ITSを疑う

ITS(高度道路交通システム)やカーマルチメディア、スマホ、中国関連を中心に書き綴っています。

ITSの明日はどっちだ?

2005年05月09日 | ITS
レスポンスにITSの将来を懸念する特集「ITSの明日はどっちだ」が掲載された。


期待して読んだのだが、はっきり言って今ひとつ核心をついているとは思えない。
いまだに「DSRC自体は将来性の高いサービスだ」とまでいっている。

なぜITSが離陸できないのか、なぜDSRCサービスが目論見通り発展していないのか、なぜ民間主導で進められているテレマティクスが何回も失敗するのかという根元的理由は、「それに見合う消費者ベネフィットが見あたらない」ことにつきると思う。

それを見つけられない、もしくはプロフィットモデルにまで昇華することができない民間を責めるのはたやすいが、それを言うなら自らその可能性を示すのが責任ある態度であろう。

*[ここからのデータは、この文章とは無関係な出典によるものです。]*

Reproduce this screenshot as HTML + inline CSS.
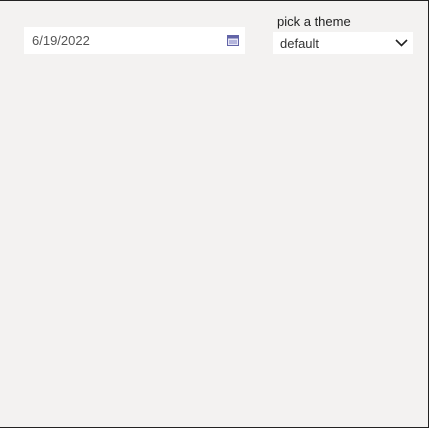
<!DOCTYPE html>
<html><head><style>
body{margin:0;width:429px;height:428px;background:#f3f2f1;position:relative;overflow:hidden;font-family:"Liberation Sans",sans-serif;}
.top{position:absolute;left:0;top:0;width:429px;height:1px;background:#222;}
.bot{position:absolute;left:0;top:427px;width:429px;height:1px;background:#222;}
.rt{position:absolute;left:428px;top:0;width:1px;height:428px;background:#222;}
.date{position:absolute;left:24px;top:27px;width:221px;height:27px;background:#fff;}
.date span{position:absolute;left:8px;top:6px;font-size:13px;color:#555;}
.lbl{position:absolute;left:277px;top:14px;font-size:13px;color:#222;}
.dd{position:absolute;left:273px;top:32px;width:140px;height:22px;background:#fff;}
.dd span{position:absolute;left:7px;top:4px;font-size:13px;color:#333;}
</style></head><body>
<div class="top"></div><div class="bot"></div><div class="rt"></div>
<div class="date"><span>6/19/2022</span>
<svg style="position:absolute;left:203px;top:8px" width="12" height="11" viewBox="0 0 12 11"><rect x="0.5" y="0.5" width="11" height="10" fill="#e8e8f6" stroke="#6264a7"/><rect x="0.5" y="0.5" width="11" height="3" fill="#6264a7"/><rect x="2" y="5" width="8" height="4" fill="#b4b5dc"/></svg></div>
<div class="lbl">pick a theme</div>
<div class="dd"><span>default</span>
<svg style="position:absolute;left:122px;top:7px" width="13" height="8" viewBox="0 0 13 8"><path d="M1 1 L6.5 6.5 L12 1" fill="none" stroke="#222" stroke-width="1.6"/></svg></div>
</body></html>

私は、車が通信機能を持つことに対するビジネスモデルは成立しない、と主張している。
ビジネスモデルが成立せず、かつ社会的に必要なことであるなら、それは公共投資でやればいい。社会的に必要ないなら、税金投入は即刻中止すべきだ。単純な話である。

たとえばETCは、渋滞解消が目的なら公共事業であるべきだ。DSRCサービスという、将来のビジネスの可能性をちらつかせて民間を巻き込むという図式に大きな無理があったのだ。

官民共同というのは、第3セクターで十分証明されているとおり、この事業で本当に消費者が満足するのか、本当に儲かるのか?という一番肝心の議論が置き去りにされるものなのだ。

ノンストップ料金所通過装置に対する税金投入は、目的が達成するまでやればいい。
DSRCサービスへの税金投入は凍結し、経済原則に委ね、駄目ならそのまま終息させればいい。
DSRCサービスを視野に入れたが為のETCのオーベースペック問題は、今更議論してもしょうがないので忘れることだ。